Now, add a new row to the BIGTAB table and commit the change

insert into bigtab
(owner, object_name, object_type, object_id)
values (’Owner‘, ‘Object_name’, ‘object_type’, 1111111);

commit;

select owner, count(*)
from bigtab
where owner = ‘Owner
group by owner;

Elapsed: 00:00:00.00

Execution Plan
———————————————————-
0 SELECT STATEMENT Optimizer=ALL_ROWS (Cost=4 Card=1 Bytes=10)
1 0 MAT_VIEW REWRITE ACCESS (FULL) OF ‘MV_BIGTAB’ (MAT_VIEW REWRITE) (Cost=4 Card=1 Bytes=10)

Statistics
———————————————————-
1 recursive calls
0 db block gets
4 consistent gets
0 physical reads
0 redo size
253 bytes sent via SQL*Net to client
272 bytes received via SQL*Net from client
2 SQL*Net roundtrips to/from client
0 sorts (memory)
0 sorts (disk)
1 rows processed

The analysis shows that we scanned the materialized view MV_BIGTAB and found the new row. By specifying REFRESH ON COMMIT in our original definition of the view, we requested that Oracle maintain synchronization between the view and the details, the summary will be maintained as well.

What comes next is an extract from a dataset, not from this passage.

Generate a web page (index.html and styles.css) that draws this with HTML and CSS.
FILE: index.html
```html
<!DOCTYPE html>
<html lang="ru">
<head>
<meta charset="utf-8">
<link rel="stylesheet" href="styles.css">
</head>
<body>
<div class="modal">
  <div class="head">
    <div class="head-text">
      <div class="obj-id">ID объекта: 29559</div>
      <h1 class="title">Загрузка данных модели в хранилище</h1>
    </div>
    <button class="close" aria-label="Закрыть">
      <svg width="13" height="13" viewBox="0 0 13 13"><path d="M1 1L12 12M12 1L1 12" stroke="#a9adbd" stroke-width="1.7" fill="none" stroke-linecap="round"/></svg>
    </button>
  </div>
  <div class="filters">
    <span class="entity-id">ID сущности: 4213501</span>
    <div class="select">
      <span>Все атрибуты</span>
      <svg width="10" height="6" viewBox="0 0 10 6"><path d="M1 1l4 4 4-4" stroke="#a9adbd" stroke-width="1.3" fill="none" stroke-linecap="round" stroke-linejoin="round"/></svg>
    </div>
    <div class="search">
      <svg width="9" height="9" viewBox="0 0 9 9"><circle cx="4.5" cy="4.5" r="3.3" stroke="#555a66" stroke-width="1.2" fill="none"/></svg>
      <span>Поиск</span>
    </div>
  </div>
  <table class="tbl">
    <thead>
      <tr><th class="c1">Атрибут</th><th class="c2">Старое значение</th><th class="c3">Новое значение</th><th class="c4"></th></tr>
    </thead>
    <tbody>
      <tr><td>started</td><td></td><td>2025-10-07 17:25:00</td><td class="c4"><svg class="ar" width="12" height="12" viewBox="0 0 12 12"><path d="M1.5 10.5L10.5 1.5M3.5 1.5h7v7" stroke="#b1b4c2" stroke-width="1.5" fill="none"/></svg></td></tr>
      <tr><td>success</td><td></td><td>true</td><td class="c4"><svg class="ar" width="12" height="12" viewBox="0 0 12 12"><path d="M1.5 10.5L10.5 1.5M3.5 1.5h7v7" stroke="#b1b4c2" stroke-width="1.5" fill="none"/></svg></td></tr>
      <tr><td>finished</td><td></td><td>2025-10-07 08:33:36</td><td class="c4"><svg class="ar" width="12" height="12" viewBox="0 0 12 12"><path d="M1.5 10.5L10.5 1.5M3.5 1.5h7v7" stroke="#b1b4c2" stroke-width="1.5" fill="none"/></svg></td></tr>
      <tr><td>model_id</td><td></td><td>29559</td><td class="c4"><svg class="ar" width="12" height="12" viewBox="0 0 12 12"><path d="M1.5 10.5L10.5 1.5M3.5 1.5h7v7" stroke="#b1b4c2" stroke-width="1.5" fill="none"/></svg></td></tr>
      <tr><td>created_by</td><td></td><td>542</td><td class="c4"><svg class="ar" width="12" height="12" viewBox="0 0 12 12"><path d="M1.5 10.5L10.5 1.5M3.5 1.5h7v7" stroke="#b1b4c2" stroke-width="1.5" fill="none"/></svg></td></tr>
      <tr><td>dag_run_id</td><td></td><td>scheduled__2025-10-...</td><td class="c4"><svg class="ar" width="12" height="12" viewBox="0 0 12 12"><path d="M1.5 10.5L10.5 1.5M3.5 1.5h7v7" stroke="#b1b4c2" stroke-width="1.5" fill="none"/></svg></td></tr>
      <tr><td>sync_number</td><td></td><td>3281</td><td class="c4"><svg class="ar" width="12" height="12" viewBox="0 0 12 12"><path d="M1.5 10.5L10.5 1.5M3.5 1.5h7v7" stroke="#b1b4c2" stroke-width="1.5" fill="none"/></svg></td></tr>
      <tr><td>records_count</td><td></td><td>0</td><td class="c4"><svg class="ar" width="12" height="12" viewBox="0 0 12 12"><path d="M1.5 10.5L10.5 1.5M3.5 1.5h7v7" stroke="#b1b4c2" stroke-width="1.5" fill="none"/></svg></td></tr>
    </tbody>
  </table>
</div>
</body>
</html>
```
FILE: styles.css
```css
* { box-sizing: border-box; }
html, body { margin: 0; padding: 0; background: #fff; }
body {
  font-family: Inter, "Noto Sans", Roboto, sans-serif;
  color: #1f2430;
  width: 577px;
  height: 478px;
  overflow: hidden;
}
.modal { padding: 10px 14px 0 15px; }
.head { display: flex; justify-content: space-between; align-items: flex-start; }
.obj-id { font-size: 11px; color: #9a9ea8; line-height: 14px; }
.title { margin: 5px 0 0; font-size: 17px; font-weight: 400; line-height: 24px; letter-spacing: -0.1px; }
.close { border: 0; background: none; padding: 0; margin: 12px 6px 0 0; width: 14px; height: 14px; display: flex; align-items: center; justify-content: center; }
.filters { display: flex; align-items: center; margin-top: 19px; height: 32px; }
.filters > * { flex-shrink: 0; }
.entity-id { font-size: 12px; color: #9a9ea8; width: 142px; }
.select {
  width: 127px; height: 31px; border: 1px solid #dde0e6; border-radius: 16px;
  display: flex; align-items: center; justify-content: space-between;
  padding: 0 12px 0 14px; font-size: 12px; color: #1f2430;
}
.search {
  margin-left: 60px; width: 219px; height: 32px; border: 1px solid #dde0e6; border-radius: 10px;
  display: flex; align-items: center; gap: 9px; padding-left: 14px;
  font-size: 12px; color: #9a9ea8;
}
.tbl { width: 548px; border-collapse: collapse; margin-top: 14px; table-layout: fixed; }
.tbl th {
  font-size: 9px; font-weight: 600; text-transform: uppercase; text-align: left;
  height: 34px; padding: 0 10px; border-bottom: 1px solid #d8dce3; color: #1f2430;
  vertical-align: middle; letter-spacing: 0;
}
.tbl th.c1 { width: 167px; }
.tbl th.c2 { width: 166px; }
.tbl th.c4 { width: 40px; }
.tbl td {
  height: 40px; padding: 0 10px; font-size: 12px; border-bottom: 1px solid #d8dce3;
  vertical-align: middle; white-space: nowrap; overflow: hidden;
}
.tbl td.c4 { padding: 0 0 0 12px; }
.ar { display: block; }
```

Uses of Materialized Views is relatively straightforward and is answered in a single word - performance. By calculating the answers to the really hard questions up front (and once only), we will greatly reduce the load on the machine, We will experience:

= Less physical reads - There is less data to scan through.
= Less writes - We will not be sorting/aggregating as frequently.
= Decreased CPU consumption - We will not be calculating aggregates and functions on the data, as we will have already done that.
= Markedly faster response times - Our queries will return incredibly quickly when a summary is used, as opposed to the details. This will be a function of the amount of work we can avoid by using the materialized view, but many orders of magnitude is not out of the question.